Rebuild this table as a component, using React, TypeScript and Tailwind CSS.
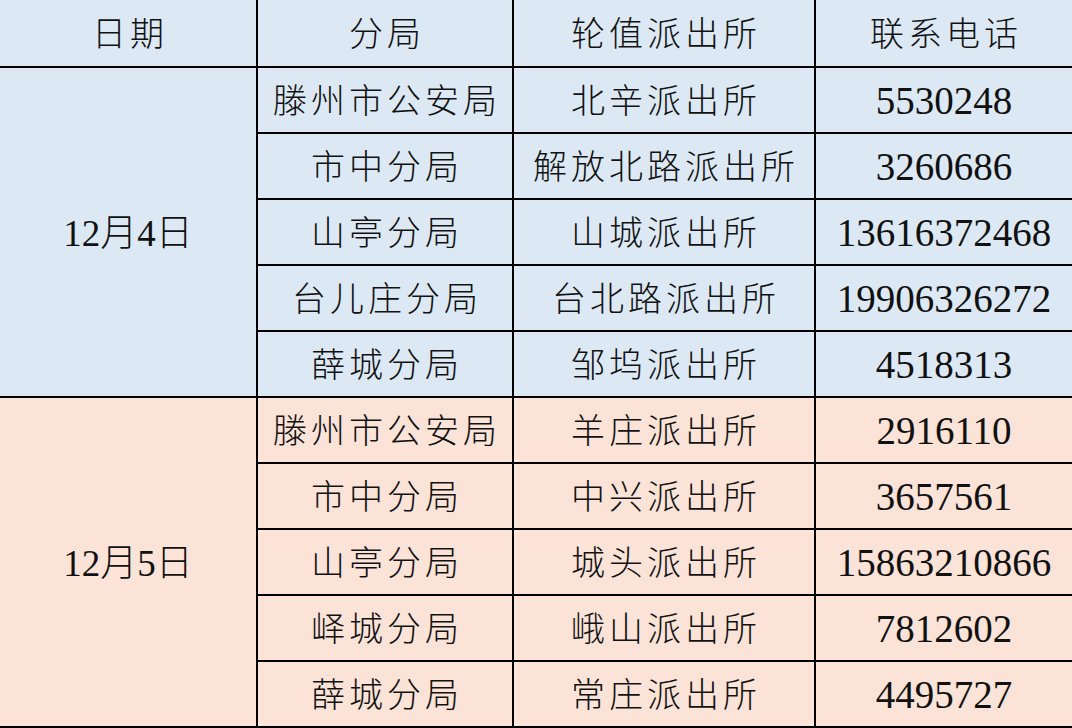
const groups = [
  {
    date: "12月4日",
    bg: "bg-[#dce9f5]",
    rows: [
      ["滕州市公安局", "北辛派出所", "5530248"],
      ["市中分局", "解放北路派出所", "3260686"],
      ["山亭分局", "山城派出所", "13616372468"],
      ["台儿庄分局", "台北路派出所", "19906326272"],
      ["薛城分局", "邹坞派出所", "4518313"],
    ],
  },
  {
    date: "12月5日",
    bg: "bg-[#fce3d8]",
    rows: [
      ["滕州市公安局", "羊庄派出所", "2916110"],
      ["市中分局", "中兴派出所", "3657561"],
      ["山亭分局", "城头派出所", "15863210866"],
      ["峄城分局", "峨山派出所", "7812602"],
      ["薛城分局", "常庄派出所", "4495727"],
    ],
  },
];

// cells: black bottom rule, centred text, nudged down a touch like the source
const cell = "border-b-2 border-black text-center align-middle pt-[3px] pb-0 px-0";

export default function App() {
  return (
    <div
      className="w-[1072px] h-[728px] overflow-hidden bg-[#dce9f5] text-[#111]"
      style={{ fontFamily: '"Liberation Serif", "Noto Sans CJK SC", serif' }}
    >
      <table className="w-full table-fixed border-collapse">
        <colgroup>
          <col className="w-[257px]" />
          <col className="w-[256px]" />
          <col className="w-[302px]" />
          <col />
        </colgroup>
        <thead>
          <tr className="h-[67px] bg-[#dce9f5] text-[34px] tracking-[4px]">
            <th className={`${cell} border-r-2 font-light pl-[4px]`}>日期</th>
            <th className={`${cell} border-r-2 font-light pl-[4px]`}>分局</th>
            <th className={`${cell} border-r-2 font-light pl-[4px]`}>轮值派出所</th>
            <th className={`${cell} font-light pl-[4px]`}>联系电话</th>
          </tr>
        </thead>
        <tbody>
          {groups.map((g) =>
            g.rows.map((r, i) => (
              <tr key={g.date + i} className={`h-[66px] ${g.bg} font-light`}>
                {i === 0 && (
                  <td rowSpan={5} className={`${cell} border-r-2 text-[37px]`}>
                    {g.date}
                  </td>
                )}
                <td className={`${cell} border-r-2 text-[34px] tracking-[4px] pl-[4px]`}>{r[0]}</td>
                <td className={`${cell} border-r-2 text-[34px] tracking-[4px] pl-[4px]`}>{r[1]}</td>
                <td className={`${cell} text-[39px]`}>{r[2]}</td>
              </tr>
            ))
          )}
        </tbody>
      </table>
    </div>
  );
}
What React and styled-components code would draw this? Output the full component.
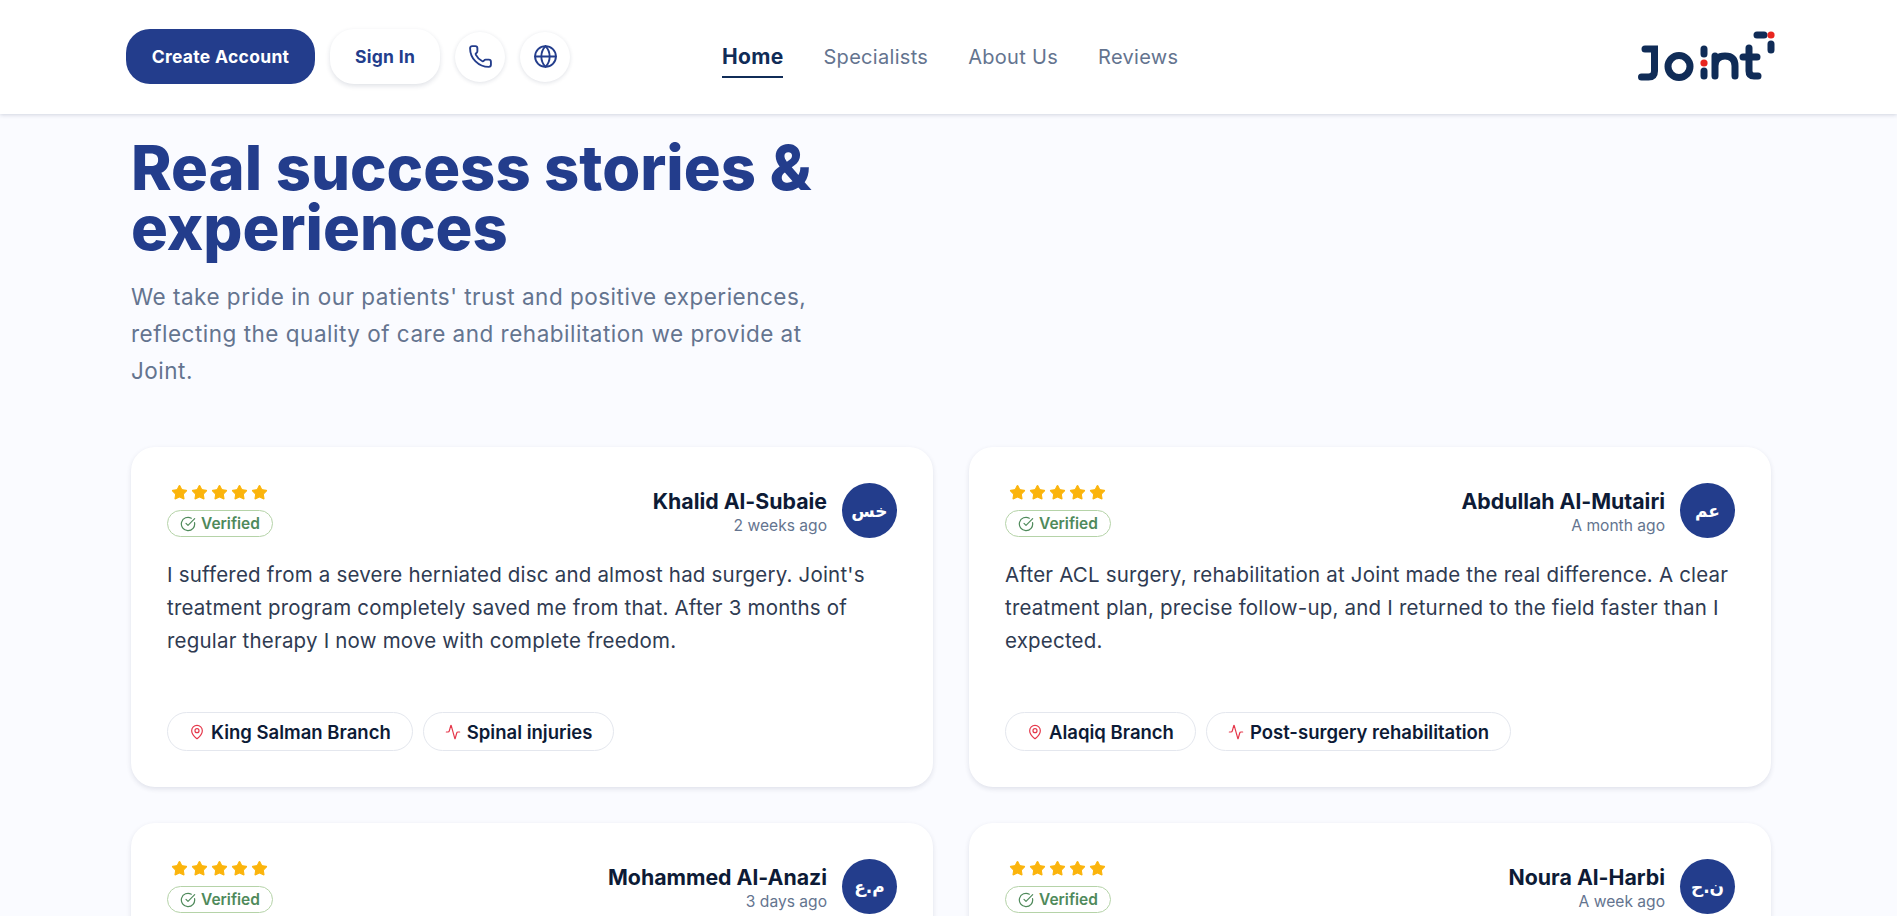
import React from 'react';
import styled, { createGlobalStyle } from 'styled-components';
import { Phone, Globe, CircleCheckBig, MapPin, Activity, Star } from 'lucide-react';

const GlobalStyle = createGlobalStyle`
  html, body {
    margin: 0;
    height: 100%;
    overflow: hidden;
    background: #fafbff;
  }
  body {
    font-family: Inter, "DejaVu Sans", sans-serif;
  }
  * {
    box-sizing: border-box;
  }
`;

const Header = styled.header`
  height: 114px;
  padding: 0 113px 0 126px;
  background: #fff;
  box-shadow: 0 1px 4px rgba(30, 40, 80, 0.18);
  display: grid;
  grid-template-columns: 596px auto 1fr;
  align-items: center;
`;

const Actions = styled.div`
  display: flex;
  align-items: center;
  gap: 15px;
  padding-bottom: 1px;
`;

const PrimaryButton = styled.button`
  width: 189px;
  height: 55px;
  border: 0;
  border-radius: 24px;
  background: #233d8c;
  color: #fff;
  font: 700 17.5px Inter, sans-serif;
  letter-spacing: 0.3px;
`;

const SecondaryButton = styled.button`
  width: 110px;
  height: 55px;
  border: 0;
  border-radius: 24px;
  background: #fff;
  color: #233d8c;
  font: 700 17.5px Inter, sans-serif;
  letter-spacing: 0.3px;
  box-shadow: 0 2px 5px rgba(30, 40, 80, 0.14);
`;

const IconButton = styled.button`
  width: 50px;
  height: 50px;
  border: 0;
  padding: 0;
  border-radius: 50%;
  background: #fff;
  color: #233d8c;
  display: flex;
  align-items: center;
  justify-content: center;
  box-shadow: 0 1px 4px rgba(30, 40, 80, 0.14);
`;

const Nav = styled.nav`
  display: flex;
  gap: 40px;
`;

const NavLink = styled.a`
  padding: 7px 0 5px;
  font-size: ${(p) => (p.$active ? '21px' : '20px')};
  line-height: 28px;
  font-weight: ${(p) => (p.$active ? 700 : 400)};
  letter-spacing: 0.3px;
  color: ${(p) => (p.$active ? '#102c57' : '#64748f')};
  border-bottom: 2px solid ${(p) => (p.$active ? '#102c57' : 'transparent')};
`;

const LogoWrap = styled.div`
  justify-self: end;
  display: flex;
`;

const Main = styled.main`
  padding: 24px 126px 0 131px;
`;

const Title = styled.h1`
  margin: 0;
  width: 740px;
  font-size: 61.5px;
  line-height: 60px;
  font-weight: 800;
  color: #233d8c;
`;

const Lead = styled.p`
  margin: 20px 0 0;
  width: 690px;
  font-size: 22.5px;
  line-height: 37px;
  letter-spacing: 0.5px;
  color: #64748f;
`;

const Grid = styled.section`
  margin-top: 58px;
  display: grid;
  grid-template-columns: 802px 802px;
  gap: 36px;
`;

const Card = styled.article`
  height: 340px;
  padding: 36px 36px 36px;
  background: #fff;
  border-radius: 24px;
  box-shadow: 0 2px 5px rgba(30, 40, 80, 0.12);
  display: flex;
  flex-direction: column;
`;

const CardTop = styled.div`
  display: flex;
  justify-content: space-between;
  align-items: flex-start;
`;

const Rating = styled.div`
  margin-top: 1px;
  display: flex;
  flex-direction: column;
  align-items: flex-start;
  gap: 9px;
`;

const Stars = styled.div`
  display: flex;
  gap: 3px;
  margin-left: 4px;
  color: #fbb40c;
`;

const Verified = styled.span`
  height: 27px;
  padding: 0 12px 0 12px;
  display: flex;
  align-items: center;
  gap: 5px;
  border: 1px solid #b5d3a8;
  border-radius: 14px;
  font-size: 15.5px;
  font-weight: 600;
  color: #4f8a5b;
`;

const Person = styled.div`
  display: flex;
  gap: 15px;
  text-align: right;
`;

const Name = styled.div`
  margin-top: 5px;
  font-size: 21.3px;
  line-height: 27px;
  font-weight: 700;
  color: #0d1b36;
`;

const When = styled.div`
  font-size: 15.6px;
  line-height: 22px;
  color: #64748f;
`;

const Avatar = styled.div`
  width: 55px;
  height: 55px;
  border-radius: 50%;
  background: #233d8c;
  color: #fff;
  display: flex;
  align-items: center;
  justify-content: center;
  font: 700 17px "DejaVu Sans", sans-serif;
`;

const Body = styled.p`
  margin: 20px 0 0;
  font-size: 20.5px;
  line-height: 33px;
  letter-spacing: 0.2px;
  color: #2f3b52;
`;

const Chips = styled.div`
  margin-top: auto;
  display: flex;
  gap: 10px;
`;

const Chip = styled.span`
  height: 39px;
  padding: 0 21px;
  display: flex;
  align-items: center;
  gap: 6px;
  border: 1px solid #e4e7ee;
  border-radius: 20px;
  font-size: 18.5px;
  font-weight: 600;
  color: #0d1b36;
  svg {
    color: #e5384b;
  }
`;

const Logo = () => (
  <svg width="150" height="60" viewBox="1635 27 150 60" fill="none" strokeLinecap="round" strokeWidth="7">
    <g stroke="#102c57">
      <path d="M1646 49h9.5v22q0 6-6 6h-7" />
      <circle cx="1680" cy="66.5" r="11" />
      <path d="M1705 49v5M1705 71v5" />
      <path d="M1716 76V56M1716 66q0-10 10-10t10 10v10" />
      <path d="M1750 48v23q0 5 5 5h4M1744 57h14" />
      <path d="M1758 35h7M1772 44v6" />
    </g>
    <circle cx="1705" cy="63" r="3.6" fill="#e8251f" />
    <circle cx="1772" cy="35" r="3.6" fill="#e8251f" />
  </svg>
);

const reviews = [
  {
    name: 'Khalid Al-Subaie',
    when: '2 weeks ago',
    initials: 'خس',
    text: "I suffered from a severe herniated disc and almost had surgery. Joint's treatment program completely saved me from that. After 3 months of regular therapy I now move with complete freedom.",
    branch: 'King Salman Branch',
    tag: 'Spinal injuries',
  },
  {
    name: 'Abdullah Al-Mutairi',
    when: 'A month ago',
    initials: 'عم',
    text: 'After ACL surgery, rehabilitation at Joint made the real difference. A clear treatment plan, precise follow-up, and I returned to the field faster than I expected.',
    branch: 'Alaqiq Branch',
    tag: 'Post-surgery rehabilitation',
  },
  { name: 'Mohammed Al-Anazi', when: '3 days ago', initials: 'م.ع' },
  { name: 'Noura Al-Harbi', when: 'A week ago', initials: 'ن.ح' },
];

const App = () => (
  <>
    <GlobalStyle />
    <Header>
      <Actions>
        <PrimaryButton>Create Account</PrimaryButton>
        <SecondaryButton>Sign In</SecondaryButton>
        <IconButton><Phone size={25} strokeWidth={1.8} /></IconButton>
        <IconButton><Globe size={25} strokeWidth={1.8} /></IconButton>
      </Actions>
      <Nav>
        <NavLink $active>Home</NavLink>
        <NavLink>Specialists</NavLink>
        <NavLink>About Us</NavLink>
        <NavLink>Reviews</NavLink>
      </Nav>
      <LogoWrap><Logo /></LogoWrap>
    </Header>
    <Main>
      <Title>Real success stories &amp; experiences</Title>
      <Lead>
        We take pride in our patients' trust and positive experiences, reflecting the quality of care and rehabilitation we provide at Joint.
      </Lead>
      <Grid>
        {reviews.map((r) => (
          <Card key={r.name}>
            <CardTop>
              <Rating>
                <Stars>
                  {[0, 1, 2, 3, 4].map((i) => (
                    <Star key={i} size={17} fill="currentColor" strokeWidth={1.5} />
                  ))}
                </Stars>
                <Verified><CircleCheckBig size={16} strokeWidth={1.8} />Verified</Verified>
              </Rating>
              <Person>
                <div>
                  <Name>{r.name}</Name>
                  <When>{r.when}</When>
                </div>
                <Avatar>{r.initials}</Avatar>
              </Person>
            </CardTop>
            {r.text && <Body>{r.text}</Body>}
            {r.branch && (
              <Chips>
                <Chip><MapPin size={16} strokeWidth={1.8} />{r.branch}</Chip>
                <Chip><Activity size={16} strokeWidth={1.8} />{r.tag}</Chip>
              </Chips>
            )}
          </Card>
        ))}
      </Grid>
    </Main>
  </>
);

export default App;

------------------------

- _Task_
Go back to the listing above and reproduce, exactly, the stretch from the line bearing "What React and" through the line bearing "MapPin, Activity, Star", without its pictures.

- _Task result_
What React and styled-components code would draw this? Output the full component.
import React from 'react';
import styled, { createGlobalStyle } from 'styled-components';
import { Phone, Globe, CircleCheckBig, MapPin, Activity, Star } from 'lucide-react';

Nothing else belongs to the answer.